For more on how your first-look decision affects the rest of your wedding day, see the sample wedding day photography timeline — it lays out how the timeline shifts depending on your choice.

Talking Through It With Your Photographer

An experienced wedding photographer will not tell you what to do. They will show you the timeline implications, describe what each approach looks like in practice at your specific venue, and help you think through what matters most. If your photographer has a strong opinion about which is "better" in the abstract, that is worth noting.

To talk through first-look logistics and how they work at your DC venue, call or text Rodney Bailey's studio at 703-362-5996 or connect at /contact/. Checking your date while you plan is always a good first step.

Frequently asked questions

Does a first look ruin the moment at the ceremony?

Most couples who do a first look report that the ceremony still felt deeply emotional — sometimes more so, because the initial nerves had settled and they could be fully present at the altar. The two moments are different: the first look is intimate and private; the ceremony is witnessed by everyone you love. They are not competing versions of the same feeling.

How long does a first look typically take?

The first look itself — the reveal and the immediate reaction — takes about 2–5 minutes. When you add portraits for the two of you and then the wedding party, plan for 45–75 minutes total in your timeline. This is the biggest practical reason to do a first look: it creates a dedicated portrait block before the ceremony, which protects the cocktail hour.

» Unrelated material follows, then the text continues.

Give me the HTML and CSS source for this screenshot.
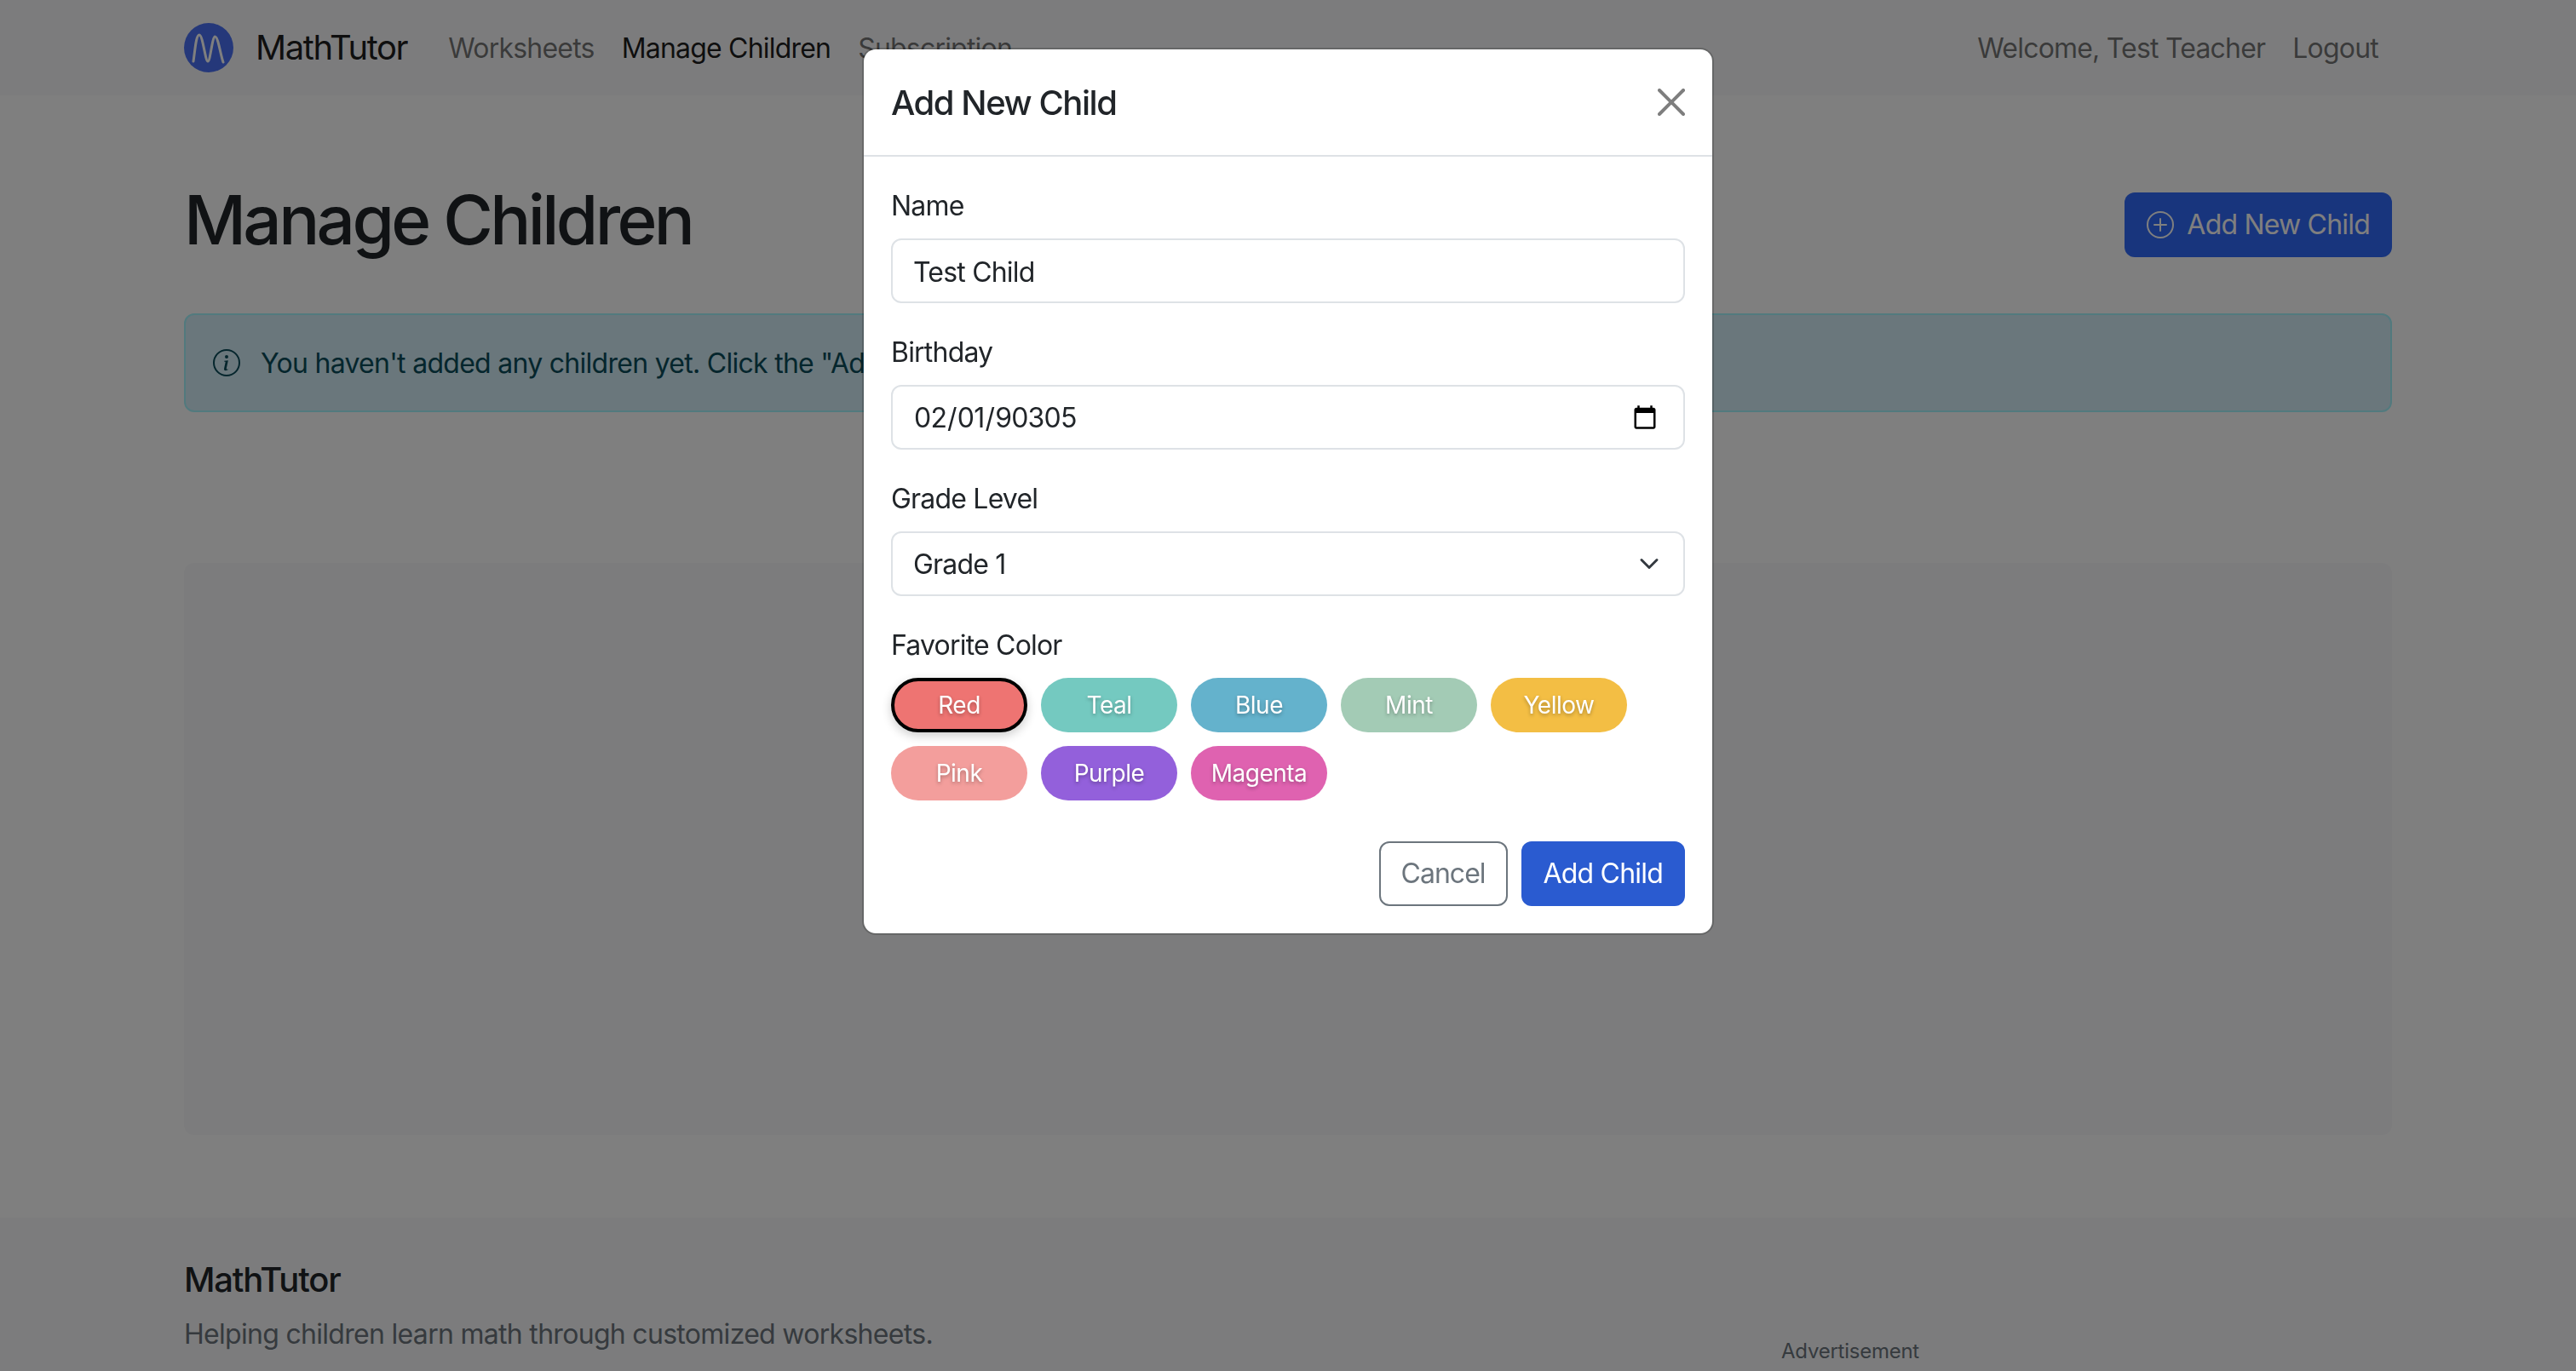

Can we do a first look in a public place without guests seeing us?

Yes, with some coordination. Your photographer will scout or arrive early to position you so that guests cannot easily spot either of you before the reveal. In DC, locations like the quieter corners of the Capitol grounds, a secluded path in a garden venue, or a hotel corridor can all work well. The key is having your photographer manage the logistics so you can focus on the moment.